Как ни маловероятен кажется такой факт, но он составляет явление до того общеизвестное, что сомневаться в его действительности нет ни малейшей возможности. Ненавистничество до такой степени подняло голову, что самое слово «ненавистник» сделалось чем-то вроде рекомендательного письма. Ненавистники не вздыхают по углам, не скрежещут зубами втихомолку, но авторитетно, публично, при свете дня и на всех диалектах изрыгают хулу и, не опасаясь ни отпора, ни возражений, сулят покончить в самом ближайшем времени с тем, чтов они называют «гнусною закваскою нигилизма и демагогии» и под чем следует разуметь отнюдь не демагогию и нигилизм, до которых ненавистникам нет никакого дела, а преобразования последнего времени.

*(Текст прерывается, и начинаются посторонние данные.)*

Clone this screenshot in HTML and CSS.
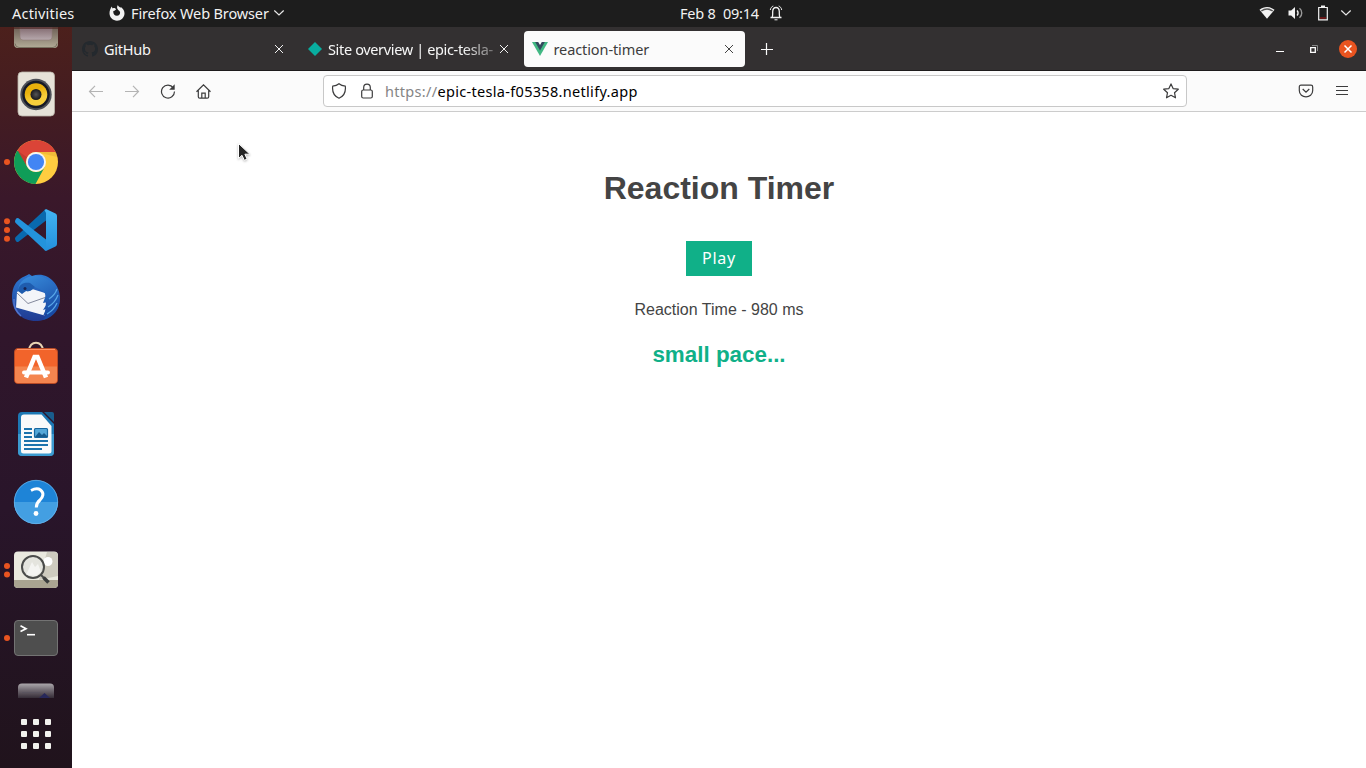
FILE: index.html
```html
<!DOCTYPE html>
<html lang="en">
<head>
<meta charset="utf-8">
<title>reaction-timer</title>
<link rel="stylesheet" href="styles.css">
</head>
<body>
<header class="topbar">
  <div class="topbar-left">
    <span class="t t-activities">Activities</span>
    <svg class="ff" width="16" height="16" viewBox="0 0 16 16"><path d="M2.6 1.6 3.7 3.6C4.4 2.9 5.3 3 6 3.2L7.2 4.3 5.5 5.8 4.3 6C4 9 5.5 10.8 8 10.8c2 0 3.2-1.6 3.1-3.2C11 6.2 10 5.4 9.2 4.9 7.7 3.7 7.8 1.5 8.9.1c.4 1.5 1.4 1.8 2.5 2.700l.5-.8c2.400 1.700 3.700 4 3.600 6.500C15.400 12.600 12 15.700 8 15.700S.5 12.500.5 8.300C.5 5.500 1.700 3.500 2.600 1.600z" fill="#f2f2f2"/></svg>
    <span class="t t-app">Firefox Web Browser</span>
    <svg class="chev" width="12" height="8" viewBox="0 0 12 8"><path d="M1.300 1.500 6 6l4.700-4.500" fill="none" stroke="#e8e8e8" stroke-width="1.200"/></svg>
  </div>
  <div class="topbar-clock">
    <span class="t t-date">Feb 8</span><span class="t t-time">09:14</span>
    <svg width="14" height="16" viewBox="0 0 14 16" fill="none" stroke="#f2f2f2"><path d="M1.500 12.500h11M3 12.500C4 11 3.600 9 3.700 6.500 3.800 4 5 2.500 7 2.500S10.200 4 10.300 6.500C10.400 9 10 11 11 12.500" stroke-width="1.300"/><path d="M5.500 14.800h3M4.300 1C2.800 1.500 1.500 3 1.300 5M9.700 1c1.500.5 2.800 2 3 4"/></svg>
  </div>
  <div class="topbar-status">
    <svg width="16" height="14" viewBox="0 0 16 14"><path d="M.5 3.800C5 .2 11 .2 15.500 3.800L8 12.800z" fill="#f2f2f2"/><path d="M2.300 5C5.700 2.700 10.300 2.700 13.700 5" fill="none" stroke="#555" stroke-width="1.500"/></svg>
    <svg width="16" height="14" viewBox="0 0 16 14"><path d="M.5 4.500h2.700L7 1v12L3.200 9.500H.5z" fill="#f2f2f2"/><path d="M9 4.500c1.400 1.300 1.400 3.700 0 5" fill="none" stroke="#f2f2f2" stroke-width="1.400"/><path d="M11.500 2.300c3 2.400 3 7 0 9.400" fill="none" stroke="#999" stroke-width="1.400"/></svg>
    <svg class="battery" width="12" height="16" viewBox="0 0 12 16"><path d="M1.700 2.500h8.600v12.300H1.700z" fill="none" stroke="#f2f2f2" stroke-width="1.200"/><path d="M4 .5h4v2H4z" fill="#f2f2f2"/><path d="M3 13h6" stroke="#b01010" stroke-width="1"/></svg>
    <svg width="12" height="8" viewBox="0 0 12 8"><path d="M1.300 1.500 6 6l4.700-4.500" fill="none" stroke="#e8e8e8" stroke-width="1.200"/></svg>
  </div>
</header>
<div class="desktop">
  <nav class="dock">
    <div class="dock-items">
      <svg viewBox="0 0 72 68" class="first"><defs>
        <linearGradient id="g1" x2="0" y2="1"><stop offset=".5" stop-color="#685950"/><stop offset="1" stop-color="#b3ad98"/></linearGradient>
        <linearGradient id="g2" x2="0" y2="1"><stop offset=".4" stop-color="#6b4f55"/><stop offset="1" stop-color="#b7a9ad"/></linearGradient></defs>
        <rect x="14" y="12" width="44" height="44" rx="4" fill="url(#g1)"/><path d="M15 51.500q.5 4 4 4h34q3.500 0 4-4" fill="none" stroke="#77705f"/><rect x="20" y="18" width="32" height="30" rx="3" fill="url(#g2)" stroke="#8d7a76" stroke-width=".6"/><path d="M14 34h44v3H14z" fill="#4a1f1c" opacity=".6"/></svg>
      <svg viewBox="0 0 72 68"><defs><linearGradient id="g3" x1=".3" x2=".7" y2="1"><stop offset=".3" stop-color="#e9b10c"/><stop offset=".7" stop-color="#f7cf3c"/></linearGradient><radialGradient id="g4"><stop offset="0" stop-color="#555"/><stop offset="1" stop-color="#18191d"/></radialGradient></defs>
        <rect x="18" y="12" width="36.500" height="44" rx="4" fill="#e6e2d8" stroke="#b9b4a8" stroke-width=".8"/><circle cx="36" cy="34.500" r="15.700" fill="#4e5057"/><circle cx="36" cy="34.500" r="13.700" fill="#171a26"/><circle cx="36" cy="34.500" r="11.300" fill="url(#g3)"/><circle cx="36" cy="34.500" r="5.500" fill="url(#g4)"/></svg>
      <svg viewBox="0 0 72 68"><circle class="dot" cx="7" cy="34" r="3"/>
        <circle cx="36" cy="34" r="22" fill="#ffcd40"/><path d="M17 23A22 22 0 0 1 55.700 24H36A10 10 0 0 0 27.300 39z" fill="#db4437"/><path d="M17 23A22 22 0 0 0 35.500 56L44.700 39A10 10 0 0 1 27.300 39L18 23z" fill="#0f9d58"/><path d="M36 24h19.700q1 2 1.500 5z" fill="#c98a22" opacity=".25"/><path d="M18 23 27 39l1-9z" fill="#7a241c" opacity=".25"/><circle cx="36" cy="34" r="10" fill="#f5f5f5"/><circle cx="36" cy="34" r="8.100" fill="#4285f4"/></svg>
      <svg viewBox="0 0 72 68"><defs><linearGradient id="g5" x2="0" y2="1"><stop offset="0" stop-color="#42b4f3"/><stop offset="1" stop-color="#2490dc"/></linearGradient></defs><circle class="dot" cx="7" cy="25.300" r="3"/><circle class="dot" cx="7" cy="34" r="3"/><circle class="dot" cx="7" cy="42.700" r="3"/>
        <path d="M15 42.500q0-.8.700-1.400L44 14.500q1-1.500 3.500-.5L46 24.500 18.500 45.800q-1 .6-2 0L15.300 44z" fill="#0969ae"/><path d="M15 25.500q0 .8.700 1.400L44 53.500q1 1.500 3.500.5L46 43.500 18.500 22.200q-1-.6-2 0L15.300 24z" fill="#2393dc"/><path d="M44.500 54c1 .9 1.700 1 2.500.6l8.500-4q1.500-.8 1.500-2.500V20q0-1.700-1.500-2.500l-8.500-4c-.8-.4-1.500-.3-2.500.5L46 17v34z" fill="url(#g5)"/></svg>
      <svg viewBox="0 0 72 68"><defs><linearGradient id="g6" x2="0" y2="1"><stop offset="0" stop-color="#2c78d2"/><stop offset="1" stop-color="#203a91"/></linearGradient><linearGradient id="g6b" x2=".5" y2="1"><stop offset="0" stop-color="#3a8fde"/><stop offset="1" stop-color="#184ba5"/></linearGradient></defs>
        <path d="M12 34C12 26 14 19 20 15c4-3 6-3 9-5l3 2C47 7 59 19 60 33c.5 13-10 23-22 24C23 58 12 48 12 34z" fill="url(#g6)"/>
        <path d="M14 35q-1 10 7 17" fill="none" stroke="#5175ce" stroke-width="1.500"/>
        <path d="M17 28q5-4 12-4l16 5q2 9-.5 22.500L16 43.500z" fill="#f3f5f9"/><path d="M17 29 28 39.500 45 33.500" fill="none" stroke="#777d91" stroke-width=".9"/>
        <path d="M18 27C18 14 34 8 45 14c12 6 18 20 13 30-3 6-8 10-15 12l5-7-5 3 3-7-3 1 5-8-5 1 3-8C43 26 39 25 35 23q-4 5-9 4l-4 1z" fill="url(#g6b)"/>
        <path d="M18 27c1-7 6-9 12-8l5 4q-4 5-9 4l-4 3z" fill="#1f5cae"/><circle cx="25" cy="24.500" r="1.500" fill="#172455"/>
        <path d="M49 35q6-4 8-10M48 43q7-4 10-12M47 50q7-4 10-11" fill="none" stroke="#59a7e8" stroke-width="1.200"/></svg>
      <svg viewBox="0 0 72 68"><path d="M29 19C29 8 43 8 43 19" fill="none" stroke="#e9d5b4" stroke-width="2"/><rect x="14.500" y="16.500" width="43" height="35" rx="3.500" fill="#f2642b" stroke="#b84a25"/><path d="M15 34.500h42V48q0 3-3 3H18q-3 0-3-3z" fill="#f4854f"/><path d="M17 17.500h38" stroke="#ff9466"/><g fill="none" stroke="#fff" stroke-width="4.500"><path d="m26 45.500 8.500-20.500h3L46 45.500"/><path d="M24 40.500h24" stroke-linecap="round" stroke-width="4"/></g></svg>
      <svg viewBox="0 0 72 68"><path d="M22 12h20l12 12v28q0 4-4 4H22q-4 0-4-4V16q0-4 4-4z" fill="#1d78b4"/><path d="M18 34h36v18q0 4-4 4H22q-4 0-4-4z" fill="#3c9bd0"/><path d="M44 12h8q2 0 2 2v8z" fill="#195d8d"/><path d="M24 14.500h17.500L51.500 26v25q0 2.500-2.500 2.500H23.500q-2.500 0-2.500-2.500V17.500q0-3 3-3z" fill="#fafafa"/><g stroke="#1d73ac" stroke-width="2"><path d="M24 29h8M24 33h8M24 37h8M24 41h24M24 45h24M24 49h18"/></g><rect x="34.500" y="28.500" width="13" height="9" rx="1" fill="#54a7d8" stroke="#1767a0" stroke-width="1.200"/><path d="m35 37 4-5 3 3 2-2 4 4z" fill="#165b8e"/></svg>
      <svg viewBox="0 0 72 68"><circle cx="36" cy="34" r="22" fill="#1e84d7"/><path d="M14 34a22 22 0 0 0 44 0z" fill="#439fe2"/><circle cx="36" cy="34" r="21.700" fill="none" stroke="#71b9ec" stroke-width=".7"/><path d="M31 22.500q6-3 9.500-.5c4 3 2.500 7-.5 10-3 2.500-3.700 4-3.700 7.500" fill="none" stroke="#fff" stroke-width="3"/><circle cx="36" cy="45.500" r="2.400" fill="#fff"/></svg>
      <svg viewBox="0 0 72 68"><circle class="dot" cx="7" cy="30" r="3"/><circle class="dot" cx="7" cy="38.500" r="3"/><rect x="14" y="15.500" width="44" height="36.500" rx="4" fill="#eae9df"/><path d="M47 16h7q4 0 4 4v20L39 44z" fill="#cecbbf"/><path d="M14 44h44v4q0 4-4 4H18q-4 0-4-4z" fill="#aaa491"/><circle cx="48" cy="25.500" r="4.500" fill="#fff"/><circle cx="33" cy="31" r="11" fill="#e3e3de" fill-opacity=".9" stroke="#4b4c4b" stroke-width="2"/><path d="m26 39 6-13 3 5 3-3 3 8-5 4z" fill="#fff" opacity=".6"/><path d="m41 39 3 3" stroke="#4b4c4b" stroke-width="2"/><path d="m43.500 41.500 5 5" stroke="#3b3d3d" stroke-width="3.500"/></svg>
      <svg viewBox="0 0 72 68"><circle class="dot" cx="7" cy="34" r="3"/><rect x="14.500" y="16.500" width="43" height="35" rx="3.500" fill="#4e4e4e" stroke="#737373"/><path d="m20.500 21.800 5.500 2.900-5.500 2.900" fill="none" stroke="#fff" stroke-width="1.700"/><path d="M27 30.700h8" stroke="#fff" stroke-width="1.600"/></svg>
      <svg viewBox="0 0 72 68"><defs><linearGradient id="g7" gradientUnits="userSpaceOnUse" x1="0" x2="0" y1="11" y2="27"><stop offset="0" stop-color="#b0acb0"/><stop offset=".4" stop-color="#777078"/><stop offset="1" stop-color="#2e2530"/></linearGradient></defs><rect x="18" y="11.500" width="36" height="44" rx="4" fill="url(#g7)"/><path d="m39 26 5.500-5 5.500 5z" fill="#28285a"/><path d="M22 20.500h18" stroke="#5b5560"/></svg>
    </div>
    <div class="apps-grid"><i></i><i></i><i></i><i></i><i></i><i></i><i></i><i></i><i></i></div>
  </nav>
  <section class="browser">
    <div class="tabs">
      <div class="tab">
        <svg class="fav" width="16" height="16" viewBox="0 0 16 16"><path fill="#24292e" d="M8 0C3.580 0 0 3.580 0 8c0 3.540 2.290 6.530 5.470 7.590.4.070.55-.17.55-.38 0-.19-.01-.82-.01-1.490-2.010.37-2.530-.49-2.690-.94-.09-.23-.48-.94-.82-1.130-.28-.15-.68-.52-.01-.53.63-.01 1.080.58 1.230.82.720 1.210 1.870.87 2.330.66.070-.52.280-.87.510-1.070-1.780-.2-3.640-.89-3.640-3.950 0-.87.310-1.590.82-2.150-.08-.2-.36-1.020.08-2.120 0 0 .67-.21 2.200.82a7.600 7.600 0 0 1 4 0c1.530-1.040 2.200-.82 2.200-.82.440 1.100.160 1.920.080 2.120.510.560.820 1.270.820 2.150 0 3.070-1.870 3.750-3.650 3.950.290.250.540.730.540 1.480 0 1.070-.01 1.930-.01 2.200 0 .210.150.460.550.380A8 8 0 0 0 16 8c0-4.420-3.580-8-8-8z"/></svg>
        <span class="label"><span class="t t-github">GitHub</span></span>
        <svg class="x" width="10" height="10" viewBox="0 0 10 10"><path d="m1 1 8 8m0-8-8 8"/></svg>
      </div>
      <div class="tab">
        <svg class="fav" width="16" height="16" viewBox="0 0 16 16"><path fill="#08ad9f" d="m8 1 7 7-7 7-7-7z"/></svg>
        <span class="label fade"><span class="t t-site">Site overview | epic-tesla-</span></span>
        <svg class="x" width="10" height="10" viewBox="0 0 10 10"><path d="m1 1 8 8m0-8-8 8"/></svg>
      </div>
      <div class="tab active">
        <svg class="fav" width="16" height="16" viewBox="0 0 16 16"><path fill="#41b883" d="M0 1h16L8 15z"/><path fill="#34495e" d="M3.200 1h9.600L8 9.500z"/><path fill="#fbfbfb" d="M6.200 1h3.600L8 4z"/></svg>
        <span class="label"><span class="t t-react">reaction-timer</span></span>
        <svg class="x" width="10" height="10" viewBox="0 0 10 10"><path d="m1 1 8 8m0-8-8 8"/></svg>
      </div>
      <svg class="plus" width="12" height="12" viewBox="0 0 12 12"><path d="M5.500 0v12M0 6.500h12" stroke="#fbfbfb" stroke-width="1.200"/></svg>
      <div class="window-buttons">
        <svg width="10" height="10" viewBox="0 0 10 10"><path d="M1 7.500h8" stroke="#fff"/></svg>
        <svg width="10" height="10" viewBox="0 0 10 10" fill="none"><path d="M1.700 3.700h4.600v4.600H1.700z" stroke="#fff" stroke-width="1.300"/><path d="M3 1.500h5.500V7" stroke="#888"/></svg>
        <svg width="18" height="18" viewBox="0 0 18 18"><circle cx="9" cy="9" r="9" fill="#e95420"/><path d="m5.500 5.500 7 7m0-7-7 7" stroke="#fff" stroke-width="1.500"/></svg>
      </div>
    </div>
    <div class="toolbar">
      <div class="nav-buttons">
        <svg class="off" viewBox="0 0 16 16"><path d="M15 8.500H1.500M7 2.800 1.500 8.500 7 14.200"/></svg>
        <svg class="off" viewBox="0 0 16 16"><path d="M1 8.500h13.500M9 2.800l5.500 5.700L9 14.200"/></svg>
        <svg viewBox="0 0 16 16"><path d="M13.300 4.800A6.500 6.500 0 1 0 14.500 8.500"/><path d="M14.700 1.300v5.500H9.200z" fill="#3c3c3d" stroke="none"/></svg>
        <svg viewBox="0 0 16 16"><path d="M.5 8.700l7-6.900 7 6.900M2.300 7.500v6.200q0 1.500 1.500 1.500h7.400q1.500 0 1.500-1.500V7.500M5.800 15v-4.800h3.400V15"/></svg>
      </div>
      <div class="urlbar">
        <svg viewBox="0 0 16 16"><path d="M8 .8Q10.500 3 14.300 3.200C15 9 12.500 13.300 8 15.200 3.500 13.300 1 9 1.700 3.200Q5.500 3 8 .8z"/></svg>
        <svg viewBox="0 0 16 16"><rect x="2.700" y="7" width="10.600" height="8" rx="1.500"/><path d="M4.700 7V4.500C4.700-.1 11.300-.1 11.300 4.500V7"/></svg>
        <span class="t t-url"><span class="scheme">https://</span><span class="host">epic-tesla-f05358.netlify.app</span></span>
        <svg class="star" viewBox="0 0 16 16"><path d="m8 .9 2.100 4.700 5.200.6-3.800 3.500 1 5.100L8 12.300l-4.500 2.500 1-5.100L.7 6.200l5.200-.6z" stroke-linejoin="round"/></svg>
      </div>
      <div class="tools">
        <svg viewBox="0 0 16 16"><path d="M3 2.200h10q1.700 0 1.700 1.700v3.600c0 8.500-13.400 8.500-13.400 0V3.900Q1.300 2.200 3 2.200zM4.700 6 8 9.200 11.300 6"/></svg>
        <svg viewBox="0 0 16 16"><path d="M2 3.500h12M2 7.500h12M2 11.500h12"/></svg>
      </div>
    </div>
    <main class="page">
      <h1 class="t">Reaction Timer</h1>
      <button type="button"><span class="t t-play">Play</span></button>
      <p class="t">Reaction Time - 980 ms</p>
      <h2 class="t">small pace...</h2>
    </main>
  </section>
</div>
<svg class="cursor" width="14" height="21" viewBox="0 0 14 21"><path d="M1.500 1.500v15l3.500-3.200 2.300 5 2.800-1.200-2.200-4.900h5z" fill="#252525" stroke="#fff"/></svg>
</body>
</html>
```
FILE: styles.css
```css
* { box-sizing: border-box; }
body { margin: 0; width: 1366px; height: 768px; overflow: hidden; display: flex; flex-direction: column; background: #fff; font: 14.5px/20px "Noto Sans", "Open Sans", sans-serif; }
svg { display: block; flex: none; }
.t { white-space: nowrap; }

.topbar { height: 27px; flex: none; display: grid; grid-template-columns: 1fr auto 1fr; align-items: center; padding-bottom: 2px; background: #1d1d1d; color: #f2f2f2; }
.topbar-left, .topbar-clock, .topbar-status { display: flex; align-items: center; }
.topbar-left { padding-left: 12px; }
.t-activities { width: 97px; letter-spacing: .2px; }
.t-app { width: 138px; margin-left: 6px; letter-spacing: -.13px; }
.chev { margin-left: 4px; }
.topbar-clock { margin-left: 97px; }
.t-date { width: 43px; letter-spacing: -.2px; }
.t-time { width: 46px; letter-spacing: -.25px; }
.topbar-status { justify-content: flex-end; gap: 12px; padding-right: 14px; }
.battery { margin-left: 1px; margin-right: -1px; }
.topbar-status svg:first-child { margin-right: 1px; }

.desktop { flex: 1; min-height: 0; display: flex; }
.dock { width: 72px; flex: none; display: flex; flex-direction: column; background: linear-gradient(#4c201c 0, #451d20 9%, #3a182a 23%, #30162b 42%, #29152a 65%, #241423 82%, #20131c); }
.dock-items { height: 671px; overflow: hidden; }
.dock-items svg { width: 72px; height: 68px; }
.dock-items .first { margin-top: -35px; }
.dot { fill: #e95420; }
.apps-grid { display: grid; grid-template-columns: repeat(3, 6px); gap: 6px; justify-content: center; padding-top: 21px; }
.apps-grid i { width: 6px; height: 6px; background: #f2f2ee; border-radius: 1px; }

.browser { flex: 1; min-width: 0; display: flex; flex-direction: column; }
.tabs { height: 44px; flex: none; display: flex; align-items: center; gap: 4px; padding: 0 9px 0 2px; background: #333031; border-bottom: 1px solid #1d1b1c; color: #f7f7f7; }
.tab { width: 221px; height: 36px; display: flex; align-items: center; padding: 0 11px 0 8px; border-radius: 4px; }
.label { flex: 1; min-width: 0; margin-left: 5px; white-space: nowrap; }
.t-github { margin-left: 1px; letter-spacing: -.25px; }
.t-site { letter-spacing: -.35px; }
.t-react { margin-left: .5px; letter-spacing: -.1px; }
.fade { -webkit-mask-image: linear-gradient(90deg, #000 80%, #0004 100%); mask-image: linear-gradient(90deg, #000 80%, #0004 100%); }
.x { margin-left: 3px; stroke: #f1f1f1; stroke-width: 1; }
.active { background: #fbfbfb; color: #3d3d3d; }
.active .x { stroke: #444; }
.plus { margin-left: 12px; }
.window-buttons { margin-left: auto; display: flex; align-items: center; gap: 24px; }
.window-buttons svg:last-child { margin-left: -4px; }

.toolbar { height: 41px; flex: none; display: flex; align-items: center; background: #fbfbfb; border-bottom: 1px solid #ccc; }
.toolbar svg { width: 16px; height: 16px; fill: none; stroke: #3c3c3d; stroke-width: 1.2; }
.nav-buttons { width: 251px; display: flex; gap: 20px; padding-left: 16px; }
.nav-buttons .off { stroke: #b4b4b4; }
.urlbar { width: 864px; height: 32px; display: flex; align-items: center; padding: 0 7px; border: 1px solid #c8c8c8; border-radius: 4px; background: #fff; }
.urlbar svg + svg { margin-left: 12px; }
.urlbar .star { margin-left: auto; }
.t-url { margin-left: 10px; color: #000; letter-spacing: .31px; }
.scheme { color: #858585; }
.tools { display: flex; gap: 20px; margin-left: 111px; }

.page { flex: 1; display: flex; flex-direction: column; align-items: center; padding-top: 58px; color: #444; font-family: "Liberation Sans", Arial, sans-serif; }
h1 { margin: 0; font-size: 32px; line-height: 37px; }
button { width: 66px; height: 35px; margin: 34px 0 0; padding: 0; border: 0; background: #10b088; color: #fff; font: 16px/35px "Noto Sans", sans-serif; letter-spacing: .8px; }
p { margin: 25px 0 0; font-size: 16px; line-height: 18px; }
h2 { margin: 23px 0 0; font-size: 22.4px; line-height: 26px; color: #10b088; }
.cursor { position: absolute; left: 237px; top: 142px; filter: drop-shadow(0 1px 1px #0004); }
```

Торжество ненавистничества есть факт недавний, происшедший на нашей памяти в какие-нибудь последние пять-шесть лет. Много метаморфоз испытала провинция, много видела она видов, много вынесла на спине своей всяких рукавиц, а преимущественно ежовых, но ничего подобного происходящему на наших глазах не испытывала, не видала и не выносила. Целые легионы ничтожнейших шалопаев рыскают по градам и весям любезного отечества с специальною целью явно и тайно уничтожать и подрывать действие 19 февраля… скажите на милость, бывало ли когда-нибудь слыхано подобное чудовищное дело? Даже обидно становится, когда посмотришь на эту повальную непросветную галиматью, и именно потому обидно, что ни под каким видом ничего нельзя понять. Нельзя понять, почему все это ничтожество, которое еще так недавно жалось около стен, смиренномудричало и притворялось, вдруг всплыло наверх, заняло самую середину сцены и, как весенняя мошкара, кружится на солнце, готовое залепить и глаза, и нос, и уши всякому проходящему. Нельзя понять, почему вся эта неспособность, которая еще так недавно сама сознавала себя ни на чтов не годною, кроме гранения мостовых, зуботычин и смертного боя, вдруг загалдела о каких-то высших соображениях, о каких-то священных интересах и правах. «Чтов такое произошло? — невольно спрашиваешь себя. — Чтов могло вызвать этих слепорожденных из темных их нор? Уж полно, все ли спокойно в любезном отечестве? уж нет ли где признаков, которые бы предвещали хоть какое-нибудь, хоть отдаленное замешательство?»